4 thoughts on “The Perpetuation of Racial Inequality

  1. having not read the book, I can say that there is a reason that the saying “The most segregated hour in America is on Sunday morning” still rings true for people…even more so than the simple fact that many churches are still monochromatic… There is a truth that rings in it, I think, that points to the fact that somehow the way we do church contributes to the problem of racial prejudice…
    I don’t know if I blame evangelicalism so much as I would blame the consumerism and social conservatism that is found in the (mega) evangelical church (which is what I assume the book implies). Also, church location (urban vs. suburban) and the mentality of serving at one’s local church vs. “church commuting” or “church shopping” also plays a role.
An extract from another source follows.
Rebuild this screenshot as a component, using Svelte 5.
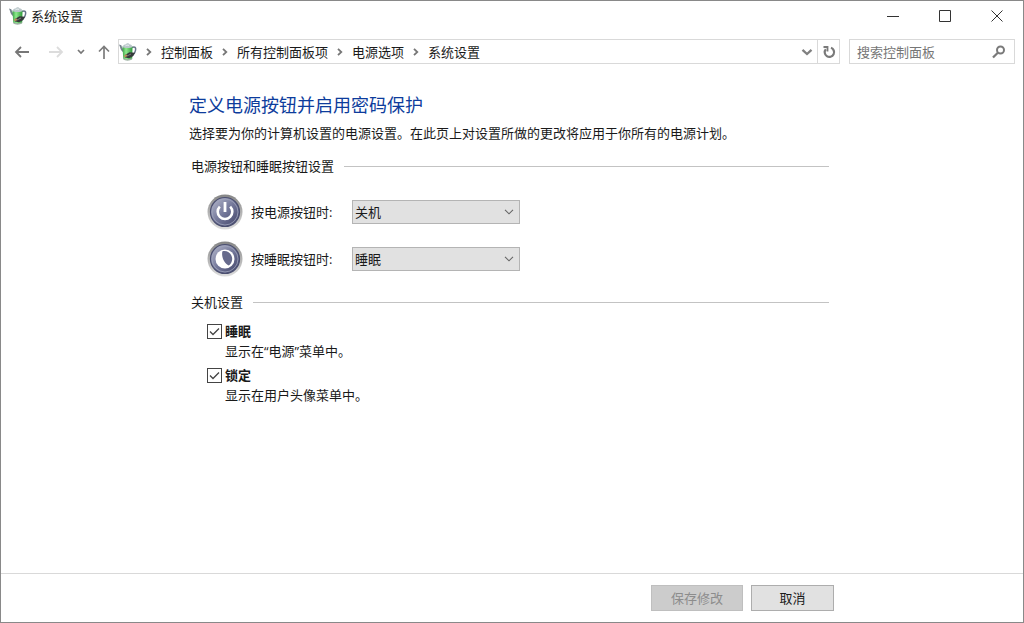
<script lang="ts">
	const crumbs = ['控制面板', '所有控制面板项', '电源选项', '系统设置'];
	const actions = ['不采取任何操作', '睡眠', '休眠', '关机', '关闭显示器'];

	let buttons = $state([
		{ id: 'power', label: '按电源按钮时:', value: '关机' },
		{ id: 'sleep', label: '按睡眠按钮时:', value: '睡眠' }
	]);

	let options = $state([
		{ id: 'opt-sleep', label: '睡眠', hint: '显示在“电源”菜单中。', checked: true },
		{ id: 'opt-lock', label: '锁定', hint: '显示在用户头像菜单中。', checked: true }
	]);

	let query = $state('');
</script>

{#snippet kettle()}
	<svg class="kettle" width="18" height="18" viewBox="0 0 18 18" aria-hidden="true">
		<defs>
			<linearGradient id="kettle-body">
				<stop offset="0" stop-color="#3da447" />
				<stop offset="0.35" stop-color="#8eea8c" />
				<stop offset="1" stop-color="#2f9a3c" />
			</linearGradient>
		</defs>
		<path d="M13 4.5c3-1.4 4 .2 3.600 2.500-.3 2-1.300 4-3 5.500" fill="none" stroke="#68748a" stroke-width="1.500" />
		<path d="M0 1.500l2.300.8 1 2.700 1.500 1.500v3C2.500 8.500 1.500 6.500 1 4z" fill="#75838c" />
		<path d="M3.500 3.500h10l-.3 12c-1 2-8 2-9 0z" fill="url(#kettle-body)" />
		<path d="M4.200 15c2 1.500 7 1.500 9 0v1.300c-2 1.900-7.500 1.900-9 0z" fill="#9fb3a4" />
		<path d="M3.500 4c.5-2 2-2.500 3.500-2.800C7.500 0 10 0 10.300 1.200c1.700.3 3 1 3.200 2.800-2 1.300-8 1.300-10 0z" fill="#b9c6c9" />
		<path d="M6.500 2.800c1-.8 2.500-.8 3.500-.4" fill="none" stroke="#f2f7f7" />
		<path d="M6 12l4.500-2.700 5.500.5-2 3.500-4 2-4-.8z" fill="#35393a" />
		<path d="M4.500 13.300l2.500-2 1.500 1-1.500 2z" fill="#b88b58" />
		<path d="M8 13l4-2" stroke="#777e78" />
	</svg>
{/snippet}

{#snippet chevron()}
	<svg class="chevron" width="6" height="8" viewBox="0 0 6 8" aria-hidden="true">
		<path d="M1 .8 4.300 4 1 7.200" fill="none" stroke="#777" stroke-width="1.800" />
	</svg>
{/snippet}

<div class="window">
	<header class="titlebar">
		{@render kettle()}
		<span class="caption">系统设置</span>
		<button aria-label="最小化">
			<svg width="12" height="12" viewBox="0 0 12 12"><path d="M0 6.500h12" /></svg>
		</button>
		<button aria-label="最大化">
			<svg width="12" height="12" viewBox="0 0 12 12"><path d="M.5.5h11v11H.5z" /></svg>
		</button>
		<button aria-label="关闭">
			<svg width="12" height="12" viewBox="0 0 12 12"><path d="M.5.5l11 11M11.500.5l-11 11" /></svg>
		</button>
	</header>

	<div class="toolbar">
		<div class="history">
			<button aria-label="后退">
				<svg width="16" height="12" viewBox="0 0 16 12"><path d="M15 6H2M7 1 2 6l5 5" stroke="#777" stroke-width="1.800" /></svg>
			</button>
			<button aria-label="前进" disabled>
				<svg width="16" height="12" viewBox="0 0 16 12"><path d="M1 6h13M9 1l5 5-5 5" stroke="#dcdcdc" stroke-width="1.800" /></svg>
			</button>
			<button class="recent" aria-label="最近浏览的位置">
				<svg width="8" height="6" viewBox="0 0 8 6"><path d="M1 1l3 3 3-3" stroke="#777" stroke-width="1.700" /></svg>
			</button>
			<button class="up" aria-label="上移">
				<svg width="12" height="14" viewBox="0 0 12 14"><path d="M6 14V1.500M1 6.500l5-5 5 5" stroke="#7c7c7c" stroke-width="1.700" /></svg>
			</button>
		</div>

		<div class="address">
			<nav aria-label="地址">
				{@render kettle()}
				{#each crumbs as crumb}
					{@render chevron()}
					<a href="#top">{crumb}</a>
				{/each}
			</nav>
			<button aria-label="以前的位置">
				<svg width="12" height="8" viewBox="0 0 12 8"><path d="M1.500 1.800 6 6l4.500-4.200" stroke="#808080" stroke-width="2.300" /></svg>
			</button>
			<button class="refresh" aria-label="刷新">
				<svg width="14" height="14" viewBox="0 0 14 14">
					<path d="M9 2.800A4.700 4.700 0 1 1 3.800 4.200" stroke="#7a7a7a" stroke-width="2.200" />
					<path d="M1.500 2h4v4.500" stroke="#7a7a7a" stroke-width="1.800" />
				</svg>
			</button>
		</div>

		<div class="search">
			<input type="text" aria-label="搜索控制面板" placeholder="搜索控制面板" bind:value={query} />
			<button aria-label="搜索">
				<svg width="14" height="14" viewBox="0 0 14 14">
					<circle cx="8.500" cy="5" r="3.500" stroke="#7a7a7a" stroke-width="2" />
					<path d="M5.800 7.800 1 12.500" stroke="#7a7a7a" stroke-width="2.300" />
				</svg>
			</button>
		</div>
	</div>

	<main>
		<h1>定义电源按钮并启用密码保护</h1>
		<p class="intro">选择要为你的计算机设置的电源设置。在此页上对设置所做的更改将应用于你所有的电源计划。</p>

		<h2>电源按钮和睡眠按钮设置</h2>
		<div class="rows">
			{#each buttons as button (button.id)}
				<div class="row">
					<svg width="36" height="36" viewBox="0 0 36 36" aria-hidden="true">
						<defs>
							<linearGradient id="rim-{button.id}" x1="0" y1="0" x2="0" y2="1">
								<stop offset="0" stop-color="#858585" />
								<stop offset="1" stop-color="#dedede" />
							</linearGradient>
							<linearGradient id="face-{button.id}" x1="0" y1="0" x2="1" y2="1">
								<stop offset="0" stop-color="#b9bccf" />
								<stop offset="0.5" stop-color="#74789a" />
								<stop offset="1" stop-color="#3d4064" />
							</linearGradient>
						</defs>
						<circle cx="18" cy="18" r="17.500" fill="url(#rim-{button.id})" />
						<circle cx="18" cy="18" r="14.500" fill="url(#face-{button.id})" stroke="#4b4f70" stroke-width="1.200" />
						<circle cx="18" cy="18" r="13" fill="none" stroke="#a0a4bd" stroke-width="0.800" />
						{#if button.id === 'power'}
							<path d="M12.800 12.600a7.300 7.300 0 1 0 10.400 0" fill="none" stroke="#fff" stroke-width="2.600" />
							<path d="M18 8v10" stroke="#fff" stroke-width="2.800" />
						{:else}
							<circle cx="18" cy="18" r="9.500" fill="#fff" />
							<path d="M15.300 10.500c3.700-1.700 9.700 1.500 9.900 7.300.1 3-1.700 5.800-3.400 6.600-4.300-2-7.500-7.400-6.500-13.900z" fill="#666a8c" />
						{/if}
					</svg>
					<label for={button.id}>{button.label}</label>
					<div class="select">
						<select id={button.id} bind:value={button.value}>
							{#each actions as action}
								<option>{action}</option>
							{/each}
						</select>
						<svg width="10" height="6" viewBox="0 0 10 6" aria-hidden="true">
							<path d="M1 .8l4 4 4-4" fill="none" stroke="#666" stroke-width="1.100" />
						</svg>
					</div>
				</div>
			{/each}
		</div>

		<h2>关机设置</h2>
		<div class="options">
			{#each options as option (option.id)}
				<div class="option">
					<span class="check">
						<input type="checkbox" id={option.id} bind:checked={option.checked} aria-describedby="{option.id}-hint" />
						<svg width="15" height="15" viewBox="0 0 15 15" aria-hidden="true">
							<path d="M3 7.500l3 3 6-6" fill="none" stroke="#444" stroke-width="1.300" />
						</svg>
					</span>
					<label for={option.id}>{option.label}</label>
					<p id="{option.id}-hint">{option.hint}</p>
				</div>
			{/each}
		</div>
	</main>

	<footer>
		<div class="actions">
			<button class="save" disabled>保存修改</button>
			<button>取消</button>
		</div>
	</footer>
</div>

<style>
	:global(body) {
		margin: 0;
		background: #fff;
	}

	.window {
		box-sizing: border-box;
		min-height: 100vh;
		display: flex;
		flex-direction: column;
		border: 1px solid #898989;
		background: #fff;
		color: #1a1a1a;
		font-family: 'Open Sans', 'Noto Sans CJK SC', sans-serif;
		font-size: 13px;
		line-height: 20px;
	}

	button,
	input,
	select {
		box-sizing: border-box;
		margin: 0;
		padding: 0;
		border: 0;
		background: none;
		color: inherit;
		font: inherit;
	}

	svg {
		display: block;
		flex: none;
	}

	button svg {
		fill: none;
	}

	.titlebar {
		display: flex;
		align-items: center;
		height: 30px;
		padding-left: 8px;
	}

	.caption {
		flex: 1;
		margin-left: 4px;
	}

	.titlebar button {
		display: grid;
		place-items: center;
		width: 52px;
		height: 30px;
		stroke: #333;
	}

	.toolbar {
		display: flex;
		padding: 8px 8px 0 12px;
	}

	.history {
		display: flex;
		align-items: center;
		width: 105px;
	}

	.history button {
		display: grid;
		place-items: center;
		width: 18px;
		height: 25px;
		margin-right: 16px;
	}

	.history button.recent {
		width: 8px;
		margin: 0 12px 0 -4px;
	}

	.history button.up {
		width: 14px;
		margin: 0;
	}

	.address,
	.search {
		box-sizing: border-box;
		display: flex;
		height: 25px;
		border: 1px solid #d9d9d9;
	}

	.address {
		flex: 1;
		margin-right: 9px;
	}

	.address nav {
		flex: 1;
		display: flex;
		align-items: center;
	}

	.address .chevron {
		margin: 0 9px;
	}

	.address a {
		color: inherit;
		text-decoration: none;
	}

	.address button,
	.search button {
		display: grid;
		place-items: center;
		width: 20px;
	}

	.address .refresh {
		width: 22px;
		border-left: 1px solid #d9d9d9;
	}

	.search {
		width: 166px;
		padding: 0 5px 0 7px;
	}

	.search input {
		flex: 1;
		min-width: 0;
		outline: 0;
	}

	.search input::placeholder {
		color: #767676;
		opacity: 1;
	}

	main {
		flex: 1;
		box-sizing: border-box;
		width: 100%;
		max-width: 828px;
		padding: 29px 0 28px 188px;
	}

	h1 {
		margin: 0;
		color: #0d3c9c;
		font-size: 18px;
		font-weight: 400;
		line-height: 24px;
	}

	p {
		margin: 0;
	}

	.intro {
		margin-top: 6px;
	}

	h2 {
		display: flex;
		align-items: center;
		gap: 10px;
		margin: 13px 0 0 2px;
		font-size: 13px;
		font-weight: 400;
	}

	h2::after {
		content: '';
		flex: 1;
		height: 1px;
		background: #c3c3c3;
	}

	.rows {
		display: flex;
		flex-direction: column;
		gap: 11px;
		margin: 18px 0 15px 18px;
	}

	.row {
		display: flex;
		align-items: center;
		gap: 8px;
	}

	.row label {
		width: 93px;
	}

	.select {
		position: relative;
	}

	.select select {
		appearance: none;
		display: block;
		width: 168px;
		height: 24px;
		padding: 0 20px 0 2px;
		border: 1px solid #b4b4b4;
		border-radius: 0;
		background: #e1e1e1;
	}

	.select svg {
		position: absolute;
		top: 9px;
		right: 6px;
		pointer-events: none;
	}

	.options {
		display: flex;
		flex-direction: column;
		gap: 4px;
		margin: 9px 0 0 18px;
	}

	.option {
		display: grid;
		grid-template-columns: 15px 1fr;
		column-gap: 3px;
		align-items: center;
	}

	.option label {
		justify-self: start;
		font-weight: 700;
	}

	.option p {
		grid-column: 2;
	}

	.check {
		position: relative;
		height: 15px;
	}

	.check input {
		appearance: none;
		display: block;
		width: 15px;
		height: 15px;
		border: 1px solid #444;
		background: #fff;
	}

	.check svg {
		position: absolute;
		inset: 0;
		visibility: hidden;
		pointer-events: none;
	}

	.check input:checked + svg {
		visibility: visible;
	}

	footer {
		border-top: 1px solid #d9d9d9;
		padding: 11px 0;
	}

	.actions {
		display: flex;
		justify-content: flex-end;
		gap: 8px;
		max-width: 833px;
	}

	.actions button {
		width: 83px;
		height: 26px;
		border: 1px solid #adadad;
		background: #e1e1e1;
	}

	.actions .save {
		width: 92px;
		border-color: #bfbfbf;
		background: #ccc;
		color: #8c8c8c;
	}
</style>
    anyone else battling the flu? I feel like my skin weighs 100 pounds.

  2. I think you have a good grasp of a lot of the content in the book. However, they really do not go at the mega church, (and technically the mega-church is actually more diverse statistically than the average local church. I think the personality driven image is partly the reason for that) they primarily but not exclusively look at the evangelical church which tends to be most segregated. However, it is indeed the consumerism, politics, cultural practices and preferences, as well as many other factors that they point to being a part of the problem rather than “actual” evangelical theology. These none biblical assumptions and practices that have infiltrated the church are extremely divisive. If ya ever get a chance you should check it out, in some ways you might think it is pretty obvious stuff (for those already reflecting on such things at least), nonetheless they really explore the topic in unique and insightful ways that continue to change and stretch how I articulate the problem. There isn’t any work out there quite like it, and I can tell you would vibe with it real well.

    Haven’t heard about anyone else getting the flu yet. Praying for restoration for you family!!

  3. I dunno…I can’t help but think that maybe Sunday morning is the most culturally-relevant time in this country. I know I’m in the minority opinion, but I honestly don’t have a problem with it. Several well-meaning churches seek to reach specific communities, and naturally their congregation reflects that outreach. For instance, I can think of several churches that specifically reach out to immigrant populations in Philadelphia, so naturally the church is full of that immigrant population. And in response to the Divided by Faith argument, on a practical level such institutions provide access to resources, such as tutoring, jobs, etc, to which these groups often have limited access. I think the issue is that Christians need to look beyond the culture of their local assembly to have a more inclusive view of the universal church, not that the local assembly necessarily needs to look like the universal church. And further that local assemblies need to welcome those who do not necessarily identify with the culture of the local assembly. Just my thoughts on the issue.

  4. Hey Omua, I partially agree with you on this. If you check the post I did before this one, I kind of reiterate how some churches effectively minister to immigrants in ways that most churches would not be able to. However, many of the divisions, especially between black and white churches are racially based and not just culturally based. Historically blacks and whites all participated in church together. It was racism and white supremacy that separated them. I think there are great examples of churches that are culturally relevant to the communities that they serve, and should be commended for being so. However, if you put 3 people together, you will have 3 different cultures. There will always be reason then to divide, and continue to do so. The american church is a fractured church. Forget what denomination someone is from, even after that we are traditional or contemporary, conservative or liberal, middle class or lower class, charismatic or reserved, evangelical or mainline, and still to this day the most common division is race, even if you fit categorically with someone on every other level. Most people (including myself) are not attending churches within thier local neighborhood, they drive past 10 churches to attend the church where they are most “comfortable”. I believe comfort comes at a price, and in our case it is a very fractured and divided church. If we could sacrifice even a bit of our comfort for the sake of unity, I believe the body of Christ would be much stronger in the U.S. Our constant perpetual dividing is a sign of our disunity and lack of value for unity. I think it goes right against Ephesians 2 and Galatians 3:28, as well as many more passages showing race and ethnicity to not be a primary reason for division.

    All that said, I believe that the local church ideally should reflect the diversity of the community it serves. I wouldn’t expect much racially diversity from a church in Montana nor a too much (although some) from a church in North Philly. And exceptions do exist, this is not a one size fits all, but it is a general rule of thumb for me. Good discussion though, we might actually be closer in opinion than it seems like at the moment.